Одним из признаков любого тоталитарного режима является присвоение сферы моральных ценностей, частной жизни, их отчуждение от конкретных живых людей, имеющих не только юридическое право, но и свободу духовного и душевного бытия. Частный человек, как бы презрительно ни относились к нему политики, обладает не только беспредельным терпением, но и невероятной сопротивляемостью, которая разрушила не одну тиранию.

Но в то же время очевидно, что в минувшее двадцатилетие наше государство, обеспокоенное централизованным идеологическим вакуумом, образовавшимся на месте коммунистической идеологии отечественного образца, не сумело создать условия для формирования той среды - ее можно называть как угодно, но, по-моему, даже столь часто употребляемое понятие, как гражданское общество, ее не покрывает, которая выработала бы некие общие этические нормы нашего общежития.
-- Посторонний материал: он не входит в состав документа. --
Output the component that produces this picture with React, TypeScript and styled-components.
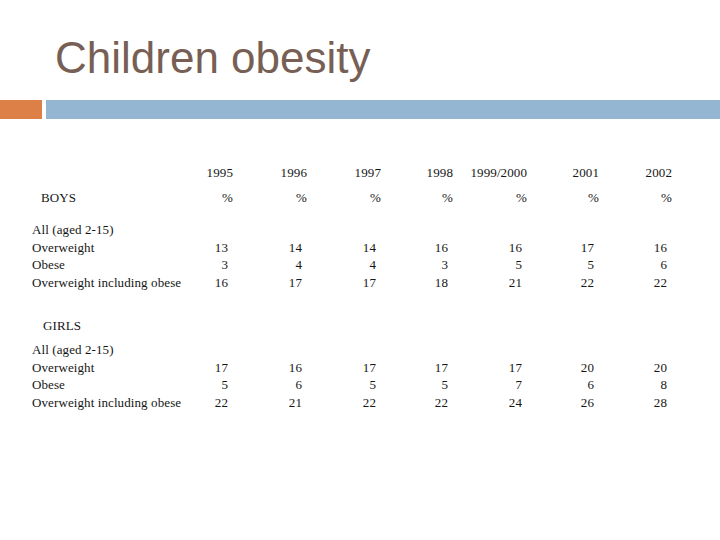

Когда не надо было бы объяснять, что человеческое бытие бесценно, а частная жизнь не менее, а может быть, и более важна, чем жизнь государственная и общественная.

При всем моем уважении к трудам и заботам Русской православной церкви, к деятельности пастырей других конфессий, молящихся о спасении душ своих прихожан, надо понимать, что сфера религиозного воздействия на человеческую жизнь далеко не безгранична. Она имеет свои пределы, достаточно вспомнить октябрь 1917 года, когда Церковь не менее всевластная, чем сегодня, не смогла удержать Россию от революционной катастрофы.

Для создания подобной среды нужны общие кропотливые и ответственные усилия. И главное - необходимо само желание ее создать. А для этого не нужно разрешение государства.

"Сведение семейных счетов и эксгибиционизм в автобиографиях, психоанализ под видом книг и публичное полоскание грязного белья - это все не по мне", - Мориак в начале своих "Внутренних мемуаров" преподает нам урок стыдливости. "Я не стану говорить о себе, чтобы не вынуждать себя говорить о вас", - так рассуждает Фредерик Бегбедер, писатель "не самых честных правил" в своем "Французском романе". Может быть, начнем с малого - со стыдливости?